Changes in load are continuous with more racks of servers, storage arrays and communications equipment being added and older ones replaced. Each rack will have different load and cooling characteristics and the automated cooling plans must be adjusted to take account of these. Adjusting the baseline of an Influence Map is therefore a regular, typically a weekly, process.
Schneider Electric’s Data Center Operation: Cooling Optimize module is an add-on for the company’s existing StruxureWare for Data Centers Data Center Infrastructure Management (DCIM) software. The module makes use of Intelligent Analytics technology to gather data in real time and produce the necessary Influence Maps.
These in turn allow the Cooling Optimize module to react to this data in a closed-loop system, automatically identifying and eliminating hot spots and helping to diagnose potential overheating risks.
Cooling Optimize makes use of a dense array of temperature sensors to determine exactly where the heat load is within a data centre. This temperature data is aggregated and transmitted wirelessly to a purpose-built appliance where it is analysed by control software, which then sends adjustment commands to the cooling equipment. As the server and storage load changes, the built-in machine learning automatically adjusts cooling output to match the requirements of the data centre.
The module balances the need for cooling with the lowest possible energy expenditure, allowing the ambient temperature of the facility to rise while delivering sufficient cooling to where it is needed, resulting in immediate cost savings.
The intelligent control provided by Cooling Optimize improves the manageability of a data centre with its automatic closed-loop adjustments making the necessary changes in real time and the influence maps providing greater insight to operators of the systemic effects of those adjustments.

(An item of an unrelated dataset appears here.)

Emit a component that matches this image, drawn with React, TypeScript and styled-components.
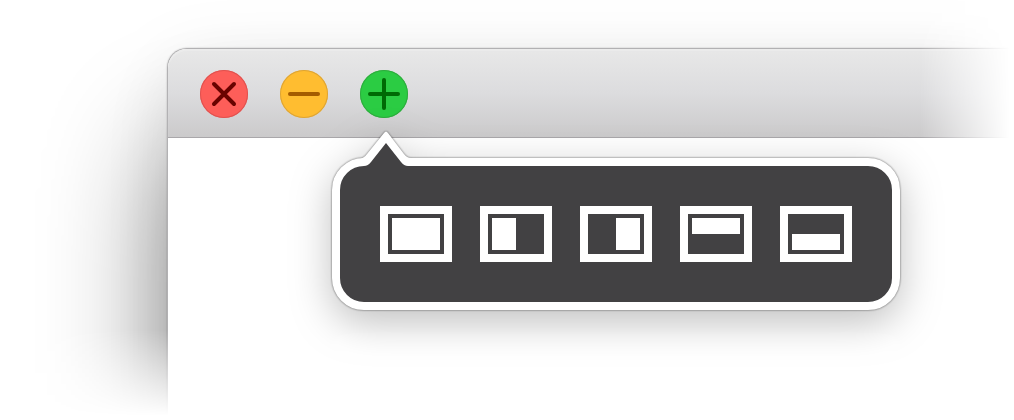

Thermal airflow is constantly adapted to match the cooling needs created by the data centre’s changing characteristics. The continuously optimised cooling capacity allows operators to increase both the load and capacity of IT equipment in their data centres, confident that the cooling infrastructure deployed is sufficient to keep the facility operating. The constant collection and aggregation of temperature data helps mitigate risks to the safe operation of the IT equipment in a data centre. Up to 95% of hotspots are automatically resolved and data is also provided to help operators diagnose trickier issues.

In the event of an emergency, cooling units will automatically run at maximum capacity and thereby ensure a cool facility until such time as the issue can be resolved and the data centre can return to optimal efficiency. This safety feature applies even if the Cooling Optimize module is unable to connect to or control the cooling units in question.
Providing optimal control of cooling equipment, tailored dynamically to the changing load, can dramatically reduce the running costs of a data centre.

As much as 40% of cooling energy costs can be eliminated by directing cooling effort only where it is needed and removing redundancy. Further cost savings in the
long term are delivered by efficient use of
cooling equipment. The more optimally
it is used, the less unnecessary wear
and tear is experienced and therefore the
equipment requires less maintenance yet lasts longer.
The Cooling Optimize Module provides operators with rich and detailed reports of the operations of the cooling equipment, allowing greater fine tuning and long-term planning based on the insights delivered.

A Benchmark Report verifies energy and cost savings as well as greenhouse-gas reductions achieved through the use of active cooling control. A Temperature Compliance report determines whether rack temperatures have complied with required set points, and if they have not, it also records the time period for which racks have been in violation of these limits. This allows easy detection of potential problems within a data centre so that they can be addressed before they become critical.
Conclusion
Making use of the data-collection and analysis capabilities of the Cooling Optimize module, coupled with its intelligent use of Influence Maps allows data centre operators to fine tune their operations to deliver sufficient cooling while avoiding the twin perils of over provisioning—and therefore increased cost—and overheating.